All in all, I am beginning to suspect that if we investigate the Alexandrian notion of death, baptism, resurrection and judgment that we will find that these things all were originally understood to have taken place before the 'real' death of the individual and indeed the 'real' destruction of the cosmos in the final conflagration. Those who undergo the Alexandrian Christian rite must have been understood to have been 'pro-active' in this respect - i.e. anticipating the final judgement and now sufficiently purified 'in the body' that when the end comes they would leave this world with a completely spiritual body.

This must be at the bottom of the whole confused reporting of the Origenist notion of the resurrection. The Origenist Evagrius of Pontus clearly intimates much the same thing when he writes "in the last judgment of the righteous, it is not the transformation of the bodies that will be made manifest, rather it will make known their destruction" (Kephalaia Gnostica. II:77). There is still a final judgment for the rest of the world but the Alexandrian gnostics must have thought that their ritual - developed from LGM 1 - made it clear that they had already underwent the judgment with Jesus.

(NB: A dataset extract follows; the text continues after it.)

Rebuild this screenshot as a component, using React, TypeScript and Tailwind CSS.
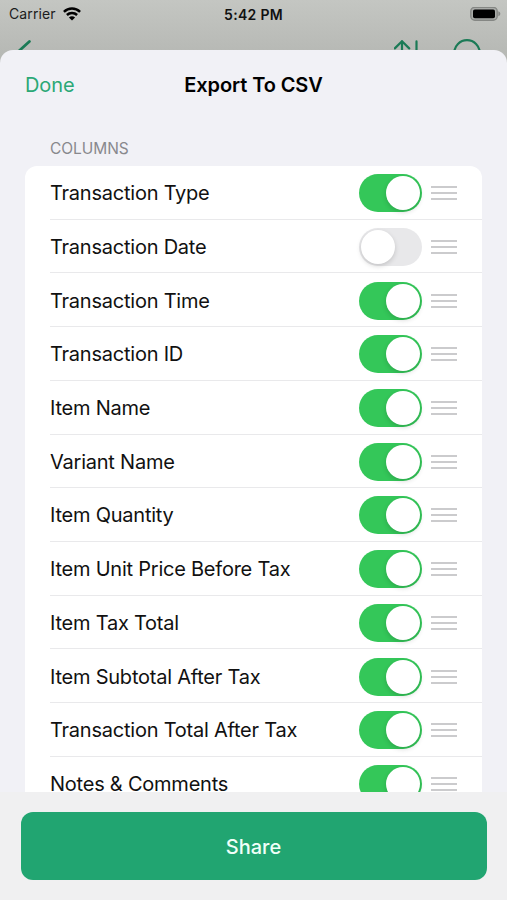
import { useState } from 'react';
import clsx from 'clsx';

const INITIAL_COLUMNS = [
  { name: 'Transaction Type', enabled: true },
  { name: 'Transaction Date', enabled: false },
  { name: 'Transaction Time', enabled: true },
  { name: 'Transaction ID', enabled: true },
  { name: 'Item Name', enabled: true },
  { name: 'Variant Name', enabled: true },
  { name: 'Item Quantity', enabled: true },
  { name: 'Item Unit Price Before Tax', enabled: true },
  { name: 'Item Tax Total', enabled: true },
  { name: 'Item Subtotal After Tax', enabled: true },
  { name: 'Transaction Total After Tax', enabled: true },
  { name: 'Notes & Comments', enabled: true },
];

function StatusBar() {
  return (
    <div className="grid h-7 grid-cols-3 items-center text-black">
      <div className="flex items-center gap-[7px] pl-[9px]">
        <span className="text-[14px] leading-none tracking-[0.1px] text-[#1c1c1c]">Carrier</span>
        <svg width="18" height="14" viewBox="0 0 18 14" fill="none" stroke="currentColor" strokeWidth="2.5">
          <path d="M0.9 4.8C5.5 0.4 12.5 0.4 17.1 4.8" />
          <path d="M3.9 8C6.8 5.2 11.2 5.2 14.1 8" />
          <path d="M9 13.6L5.9 10.5C7.6 8.9 10.4 8.9 12.1 10.5Z" fill="currentColor" stroke="none" />
        </svg>
      </div>
      <span className="pt-px text-center text-[14px] leading-none font-semibold tracking-[0.3px] text-[#111]">5:42 PM</span>
      <div className="flex justify-end pr-[6px]">
        <svg width="31" height="15" viewBox="0 0 31 15">
          <rect x="0.8" y="0.3" width="26.4" height="13" rx="4" fill="#a9aba8" stroke="#858784" strokeWidth="1.4" />
          <rect x="3" y="2.4" width="22" height="8.8" rx="1.8" fill="#000" />
          <path d="M28.3 4.3C31 5.1 31 8.5 28.3 9.3Z" fill="#858784" />
        </svg>
      </div>
    </div>
  );
}

// Toolbar of the screen behind the sheet, mostly covered by it
function BackgroundToolbar() {
  return (
    <div className="flex h-[22px] items-start justify-between overflow-hidden pr-[26px] pl-[18px] text-[#1b7a56]">
      <svg className="mt-[11px]" width="14" height="22" viewBox="0 0 14 22" fill="none" stroke="currentColor" strokeWidth="2.8" strokeLinecap="round">
        <path d="M11.4 2.5L2 11l9.4 9" />
      </svg>
      <div className="flex items-start gap-[31px]">
        <svg className="mt-[11px]" width="28" height="26" viewBox="0 0 28 26" fill="none" stroke="currentColor" strokeWidth="2.2" strokeLinecap="round" strokeLinejoin="round">
          <path d="M8 24V2.2M0.8 9.4L8 2.2l7.2 7.2M22.5 2.4v22M16 17l6.5 7 6.5-7" />
        </svg>
        <svg className="mt-[11px]" width="28" height="28" viewBox="0 0 28 28" fill="none" stroke="currentColor" strokeWidth="2.2">
          <circle cx="14" cy="14" r="12.8" />
        </svg>
      </div>
    </div>
  );
}

function Toggle({ on, label, onClick }: { on: boolean; label: string; onClick: () => void }) {
  return (
    <button
      type="button"
      role="switch"
      aria-checked={on}
      aria-label={label}
      onClick={onClick}
      className={clsx(
        'flex h-[38px] w-[62.5px] shrink-0 items-center rounded-full px-[2px] transition-colors',
        on ? 'justify-end bg-[#34c759]' : 'justify-start bg-[#e8e8ea]'
      )}
    >
      <span className="size-[34px] rounded-full bg-white shadow-[0_2px_5px_rgba(0,0,0,0.16)]" />
    </button>
  );
}

function DragHandle() {
  return (
    <div className="ml-[9px] flex w-[26.5px] shrink-0 flex-col gap-[4px]">
      <span className="h-[2px] bg-[#cbcbcd]" />
      <span className="h-[2px] bg-[#cbcbcd]" />
      <span className="h-[2px] bg-[#cbcbcd]" />
    </div>
  );
}

export default function App() {
  const [columns, setColumns] = useState(INITIAL_COLUMNS);

  const toggle = (name: string) =>
    setColumns((cols) => cols.map((c) => (c.name === name ? { ...c, enabled: !c.enabled } : c)));

  return (
    <div className="flex h-[900px] w-[507px] flex-col overflow-hidden bg-linear-to-b from-[#c4c6c2] from-0% to-[#b5b7b3] to-[60px] font-['Inter','Liberation_Sans',sans-serif]">
      <StatusBar />
      <BackgroundToolbar />

      <div className="flex min-h-0 flex-1 flex-col overflow-hidden rounded-t-[13px] bg-[#f1f1f6]">
        <header className="grid h-[69px] shrink-0 grid-cols-[1fr_auto_1fr] items-center px-[25px]">
          <button type="button" className="text-left text-[20px] tracking-[-0.1px] text-[#2ba876]">Done</button>
          <h1 className="text-[20px] font-semibold tracking-[-0.1px] text-black">Export To CSV</h1>
        </header>

        <div className="min-h-0 flex-1 overflow-hidden px-[25px] pt-[20px]">
          <h2 className="pl-[25px] text-[15.5px] leading-[20px] tracking-[-0.05px] text-[#88888d]">COLUMNS</h2>
          <ul className="mt-[7px] rounded-[12px] bg-white">
            {columns.map((col) => (
              <li key={col.name} className="flex h-[53.73px] pl-[25px]">
                <div className="flex flex-1 items-center border-b border-[#e9e9eb] pt-[1.5px] pr-[25px]">
                  <span className="flex-1 text-[20px] tracking-[-0.23px] whitespace-nowrap text-[#111]">{col.name}</span>
                  <Toggle on={col.enabled} label={col.name} onClick={() => toggle(col.name)} />
                  <DragHandle />
                </div>
              </li>
            ))}
          </ul>
        </div>

        <footer className="h-[108px] shrink-0 bg-[#f0f0f1] px-[20.5px] pt-[20px]">
          <button type="button" className="h-[68px] w-full rounded-[12px] bg-[#21a571] pt-px text-[20px] font-medium text-[#effff8]">
            Share
          </button>
        </footer>
      </div>
    </div>
  );
}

I had always been puzzled about one of the oldest titles associated with the Patriarch of Alexandria - Ecumenical (Universal) Judge. I think this developed from his role as the representative of Christ but also from his original function in the baptism rituals of the Church. He originally must have stood naked alongside the other initiates in imitation of the secret ritual. This is the ultimate source of the γυμνὸς γυμνῷ. The importance of St. Mark's throne is similarly rooted - i.e. it is the judgment seat in the ritual setting.

I will have more to say about this in coming days, but for those who are interested here is a list of references to the Gorgias in the Platonists mentioned in his post:

Maximus Tyrius makes use of 450a, 464cd, 465bc, 484c-e, 485e, 486b-c, 493a, 500dff., 518b; Philo of 464dff., 469cd, 484b, 493a, 500b, 501a, 508b, 509c

Philo of 464dff., 469cd, 484b, 493a, 500b, 501a, 508b, 509c

Clement of Alexandria of 448c, 456a, 465c, 486d, 492c, 497a-c, 508a, 521a, 524ab, 525bc

The emboldened reference will clearly be to the section we are discussing here.  I am too sick right now to do any more writing.  I will have to continue this when I get back from the doctor.  Nevertheless, I think we are uncovering things that the rest of the academic world can't see, would never see - because they are 'boxed in' by their own presuppositions.